What Happens When a Computer's Clock Is Off by Just One Second
Your PC or smartphone's clock appears remarkably accurate. However, a computer's built-in clock (crystal oscillator) drifts by several seconds to tens of seconds per day. If left uncorrected, TLS certificate verification fails, two-factor authentication one-time passwords become invalid, log timestamps become unreliable, and distributed system data integrity collapses.
NTP (Network Time Protocol) is the protocol that corrects this "clock drift" over the internet.
NTP - A Protocol Keeping Time Since 1985
NTP was designed by David L. Mills in 1985 and is one of the oldest internet protocols still in operation today. NTP operates using a hierarchical structure called Stratum.
- Stratum 0: High-precision time sources such as atomic clocks and GPS receivers. Not directly connected to the network
- Stratum 1: NTP servers directly connected to Stratum 0. Known as "primary reference clocks"
- Stratum 2: Servers that obtain time from Stratum 1. Many public NTP servers operate at this level
- Stratum 3 and beyond: Servers that sequentially obtain time from lower-tier servers. Maximum of Stratum 15
NTP doesn't simply copy the server's time - it measures and compensates for network latency. It obtains time from multiple servers and uses an algorithm that statistically selects the most reliable value.
What Breaks When the Clock Is Off
TLS Certificate Verification
TLS certificates have a validity period (Not Before / Not After). If the client's clock is significantly off, it may judge a valid certificate as "expired" or an not-yet-valid certificate as "valid." The Certificate Transparency mechanism also depends on accurate time.
TOTP (Time-Based One-Time Passwords)
Authenticator apps like Google Authenticator generate codes that change every 30 seconds based on the current time. If the server and client clocks are more than 30 seconds apart, the codes won't match and login becomes impossible.
Kerberos Authentication
Kerberos authentication, used in Active Directory, does not tolerate clock differences of more than 5 minutes by default. If NTP goes down on a corporate network, every employee can be locked out.
Distributed Databases
Distributed databases like Google Spanner determine transaction ordering by time. Google developed a proprietary time synchronization system called TrueTime, combining atomic clocks and GPS to achieve microsecond-level precision.
Log Reliability
When investigating security incidents, logs from multiple servers are correlated chronologically. If clocks are out of sync, the causal relationships between events cannot be accurately reconstructed.
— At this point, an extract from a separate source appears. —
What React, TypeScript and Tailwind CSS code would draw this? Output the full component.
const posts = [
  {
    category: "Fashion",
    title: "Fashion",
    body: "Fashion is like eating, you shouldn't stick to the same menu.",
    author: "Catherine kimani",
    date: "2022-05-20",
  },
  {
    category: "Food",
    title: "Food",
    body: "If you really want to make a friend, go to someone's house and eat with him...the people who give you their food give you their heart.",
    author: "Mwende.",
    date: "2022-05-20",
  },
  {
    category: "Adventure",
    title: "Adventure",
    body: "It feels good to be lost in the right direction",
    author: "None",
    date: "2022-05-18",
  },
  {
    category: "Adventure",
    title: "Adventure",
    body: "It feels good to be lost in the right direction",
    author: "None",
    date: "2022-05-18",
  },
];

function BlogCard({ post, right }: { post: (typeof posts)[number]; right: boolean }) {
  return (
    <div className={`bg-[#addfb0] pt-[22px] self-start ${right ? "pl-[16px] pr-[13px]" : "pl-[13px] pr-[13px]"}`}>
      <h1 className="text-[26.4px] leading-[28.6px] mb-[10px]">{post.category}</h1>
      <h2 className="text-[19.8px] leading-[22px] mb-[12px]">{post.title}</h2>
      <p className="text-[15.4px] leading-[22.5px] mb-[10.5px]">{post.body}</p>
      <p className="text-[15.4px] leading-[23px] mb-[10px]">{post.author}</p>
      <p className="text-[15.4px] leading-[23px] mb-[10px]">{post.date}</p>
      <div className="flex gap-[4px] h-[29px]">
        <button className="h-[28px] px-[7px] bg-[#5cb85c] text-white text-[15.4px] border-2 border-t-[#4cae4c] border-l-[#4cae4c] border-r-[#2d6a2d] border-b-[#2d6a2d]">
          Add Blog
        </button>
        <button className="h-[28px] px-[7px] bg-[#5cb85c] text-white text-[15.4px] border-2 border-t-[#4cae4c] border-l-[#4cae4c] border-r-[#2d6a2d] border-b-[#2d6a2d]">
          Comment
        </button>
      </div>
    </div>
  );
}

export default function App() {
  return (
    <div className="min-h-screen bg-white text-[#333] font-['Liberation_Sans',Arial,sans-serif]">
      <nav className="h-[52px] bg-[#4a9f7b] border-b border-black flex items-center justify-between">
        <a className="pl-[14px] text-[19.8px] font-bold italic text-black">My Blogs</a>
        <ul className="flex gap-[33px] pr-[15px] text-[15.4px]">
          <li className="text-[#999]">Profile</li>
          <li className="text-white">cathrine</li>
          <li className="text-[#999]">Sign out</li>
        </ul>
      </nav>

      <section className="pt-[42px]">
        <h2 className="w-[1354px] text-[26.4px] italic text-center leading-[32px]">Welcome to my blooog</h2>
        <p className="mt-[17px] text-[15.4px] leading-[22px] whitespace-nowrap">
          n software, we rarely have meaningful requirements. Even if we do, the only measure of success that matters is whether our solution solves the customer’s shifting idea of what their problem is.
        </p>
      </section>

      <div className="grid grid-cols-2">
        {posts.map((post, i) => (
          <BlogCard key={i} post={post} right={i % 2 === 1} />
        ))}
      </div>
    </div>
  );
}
Leap Seconds - Time Synchronization's Greatest Enemy
Because the Earth's rotation speed isn't constant, "leap seconds" are occasionally inserted to correct the drift between atomic clock time (UTC) and time based on Earth's rotation. A normally nonexistent second, 23:59:60, is added after 23:59:59.
During the 2012 leap second insertion, a Linux kernel bug caused outages at Reddit, Gawker, LinkedIn, and other services. Much software assumed "a minute has 60 seconds" and didn't account for a 61st second.
In response, Google developed a technique called "leap smear." Instead of inserting the leap second all at once, it gradually adjusts the time over 24 hours. In 2022, the General Conference on Weights and Measures (CGPM) adopted a resolution to abolish leap seconds by 2035.
Summary
Time synchronization is one of the most unglamorous pieces of the internet's "invisible infrastructure," yet its importance is immeasurable. TLS, 2FA, Kerberos, distributed databases, log analysis - all of these depend on accurate time. When you check your connection information on IP Check-san, the TLS handshake powering that communication also relies on precise time synchronization.